== WORK TO BE COMPLETED ==
Write out every line of the material as it stands, apart from the pictures.

== ENTRIES ==
##############################

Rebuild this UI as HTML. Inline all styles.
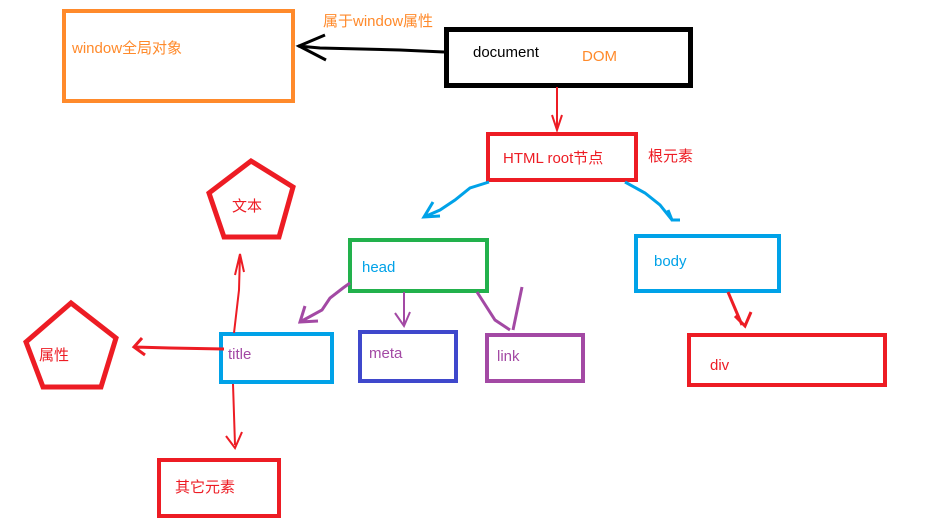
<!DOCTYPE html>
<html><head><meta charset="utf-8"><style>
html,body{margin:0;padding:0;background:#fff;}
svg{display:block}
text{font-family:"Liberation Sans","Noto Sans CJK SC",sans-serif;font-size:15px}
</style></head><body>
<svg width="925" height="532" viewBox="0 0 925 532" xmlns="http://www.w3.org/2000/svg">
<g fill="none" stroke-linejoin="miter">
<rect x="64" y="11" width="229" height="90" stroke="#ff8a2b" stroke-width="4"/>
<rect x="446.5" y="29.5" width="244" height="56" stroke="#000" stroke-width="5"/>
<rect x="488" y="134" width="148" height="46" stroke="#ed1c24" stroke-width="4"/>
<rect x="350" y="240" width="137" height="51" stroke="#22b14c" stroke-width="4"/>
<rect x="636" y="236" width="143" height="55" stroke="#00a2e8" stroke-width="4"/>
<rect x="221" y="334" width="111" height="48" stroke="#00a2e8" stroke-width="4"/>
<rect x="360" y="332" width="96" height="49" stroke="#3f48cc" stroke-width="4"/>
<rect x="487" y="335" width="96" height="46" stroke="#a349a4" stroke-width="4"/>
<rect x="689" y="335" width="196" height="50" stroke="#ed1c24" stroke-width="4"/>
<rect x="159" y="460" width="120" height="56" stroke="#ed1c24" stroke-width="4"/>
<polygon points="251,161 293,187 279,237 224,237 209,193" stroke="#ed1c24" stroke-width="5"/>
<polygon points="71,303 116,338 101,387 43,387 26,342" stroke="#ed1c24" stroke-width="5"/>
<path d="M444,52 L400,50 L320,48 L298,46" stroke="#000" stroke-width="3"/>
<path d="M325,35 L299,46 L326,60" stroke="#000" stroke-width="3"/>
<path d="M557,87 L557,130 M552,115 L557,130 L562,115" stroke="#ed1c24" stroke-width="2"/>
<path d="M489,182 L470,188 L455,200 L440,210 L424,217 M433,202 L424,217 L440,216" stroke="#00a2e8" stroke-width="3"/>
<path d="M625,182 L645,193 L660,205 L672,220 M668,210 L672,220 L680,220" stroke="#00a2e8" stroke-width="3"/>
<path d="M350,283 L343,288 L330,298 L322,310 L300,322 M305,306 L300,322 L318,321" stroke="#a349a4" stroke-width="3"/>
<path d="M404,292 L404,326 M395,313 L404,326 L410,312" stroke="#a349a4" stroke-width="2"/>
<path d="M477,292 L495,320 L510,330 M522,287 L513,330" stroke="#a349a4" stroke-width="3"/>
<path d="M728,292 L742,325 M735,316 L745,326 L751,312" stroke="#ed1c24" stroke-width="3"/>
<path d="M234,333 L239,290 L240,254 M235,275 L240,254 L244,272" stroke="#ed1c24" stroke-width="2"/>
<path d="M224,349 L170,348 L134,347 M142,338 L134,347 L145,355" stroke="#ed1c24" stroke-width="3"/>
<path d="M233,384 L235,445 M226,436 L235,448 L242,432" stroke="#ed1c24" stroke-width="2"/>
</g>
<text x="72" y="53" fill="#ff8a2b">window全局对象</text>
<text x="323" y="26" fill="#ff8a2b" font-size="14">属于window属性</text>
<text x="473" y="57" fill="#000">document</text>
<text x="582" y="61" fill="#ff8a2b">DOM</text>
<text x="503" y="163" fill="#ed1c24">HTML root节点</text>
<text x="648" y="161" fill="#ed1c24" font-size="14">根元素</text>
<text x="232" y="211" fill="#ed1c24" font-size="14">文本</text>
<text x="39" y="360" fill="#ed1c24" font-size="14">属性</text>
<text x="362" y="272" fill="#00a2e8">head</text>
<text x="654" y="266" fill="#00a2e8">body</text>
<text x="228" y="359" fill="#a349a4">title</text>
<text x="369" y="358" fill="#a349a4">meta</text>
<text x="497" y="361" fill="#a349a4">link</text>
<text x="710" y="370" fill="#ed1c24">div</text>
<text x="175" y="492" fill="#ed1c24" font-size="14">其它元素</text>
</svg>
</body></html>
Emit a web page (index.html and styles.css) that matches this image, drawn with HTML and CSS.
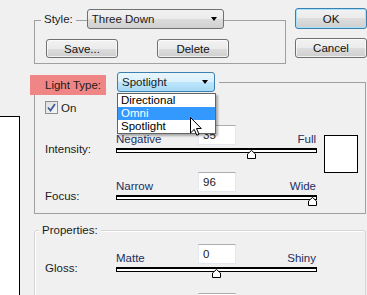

##############################

== TASK OUTPUT ==
Rebuild this UI as HTML. Inline all styles.
<!DOCTYPE html>
<html><head><meta charset="utf-8"><style>
html,body{margin:0;padding:0;background:#fff;}
svg{display:block}
text{font-family:"Liberation Sans","Noto Sans CJK SC",sans-serif;font-size:15px}
</style></head><body>
<svg width="925" height="532" viewBox="0 0 925 532" xmlns="http://www.w3.org/2000/svg">
<g fill="none" stroke-linejoin="miter">
<rect x="64" y="11" width="229" height="90" stroke="#ff8a2b" stroke-width="4"/>
<rect x="446.5" y="29.5" width="244" height="56" stroke="#000" stroke-width="5"/>
<rect x="488" y="134" width="148" height="46" stroke="#ed1c24" stroke-width="4"/>
<rect x="350" y="240" width="137" height="51" stroke="#22b14c" stroke-width="4"/>
<rect x="636" y="236" width="143" height="55" stroke="#00a2e8" stroke-width="4"/>
<rect x="221" y="334" width="111" height="48" stroke="#00a2e8" stroke-width="4"/>
<rect x="360" y="332" width="96" height="49" stroke="#3f48cc" stroke-width="4"/>
<rect x="487" y="335" width="96" height="46" stroke="#a349a4" stroke-width="4"/>
<rect x="689" y="335" width="196" height="50" stroke="#ed1c24" stroke-width="4"/>
<rect x="159" y="460" width="120" height="56" stroke="#ed1c24" stroke-width="4"/>
<polygon points="251,161 293,187 279,237 224,237 209,193" stroke="#ed1c24" stroke-width="5"/>
<polygon points="71,303 116,338 101,387 43,387 26,342" stroke="#ed1c24" stroke-width="5"/>
<path d="M444,52 L400,50 L320,48 L298,46" stroke="#000" stroke-width="3"/>
<path d="M325,35 L299,46 L326,60" stroke="#000" stroke-width="3"/>
<path d="M557,87 L557,130 M552,115 L557,130 L562,115" stroke="#ed1c24" stroke-width="2"/>
<path d="M489,182 L470,188 L455,200 L440,210 L424,217 M433,202 L424,217 L440,216" stroke="#00a2e8" stroke-width="3"/>
<path d="M625,182 L645,193 L660,205 L672,220 M668,210 L672,220 L680,220" stroke="#00a2e8" stroke-width="3"/>
<path d="M350,283 L343,288 L330,298 L322,310 L300,322 M305,306 L300,322 L318,321" stroke="#a349a4" stroke-width="3"/>
<path d="M404,292 L404,326 M395,313 L404,326 L410,312" stroke="#a349a4" stroke-width="2"/>
<path d="M477,292 L495,320 L510,330 M522,287 L513,330" stroke="#a349a4" stroke-width="3"/>
<path d="M728,292 L742,325 M735,316 L745,326 L751,312" stroke="#ed1c24" stroke-width="3"/>
<path d="M234,333 L239,290 L240,254 M235,275 L240,254 L244,272" stroke="#ed1c24" stroke-width="2"/>
<path d="M224,349 L170,348 L134,347 M142,338 L134,347 L145,355" stroke="#ed1c24" stroke-width="3"/>
<path d="M233,384 L235,445 M226,436 L235,448 L242,432" stroke="#ed1c24" stroke-width="2"/>
</g>
<text x="72" y="53" fill="#ff8a2b">window全局对象</text>
<text x="323" y="26" fill="#ff8a2b" font-size="14">属于window属性</text>
<text x="473" y="57" fill="#000">document</text>
<text x="582" y="61" fill="#ff8a2b">DOM</text>
<text x="503" y="163" fill="#ed1c24">HTML root节点</text>
<text x="648" y="161" fill="#ed1c24" font-size="14">根元素</text>
<text x="232" y="211" fill="#ed1c24" font-size="14">文本</text>
<text x="39" y="360" fill="#ed1c24" font-size="14">属性</text>
<text x="362" y="272" fill="#00a2e8">head</text>
<text x="654" y="266" fill="#00a2e8">body</text>
<text x="228" y="359" fill="#a349a4">title</text>
<text x="369" y="358" fill="#a349a4">meta</text>
<text x="497" y="361" fill="#a349a4">link</text>
<text x="710" y="370" fill="#ed1c24">div</text>
<text x="175" y="492" fill="#ed1c24" font-size="14">其它元素</text>
</svg>
</body></html>
Emit a web page (index.html and styles.css) that matches this image, drawn with HTML and CSS.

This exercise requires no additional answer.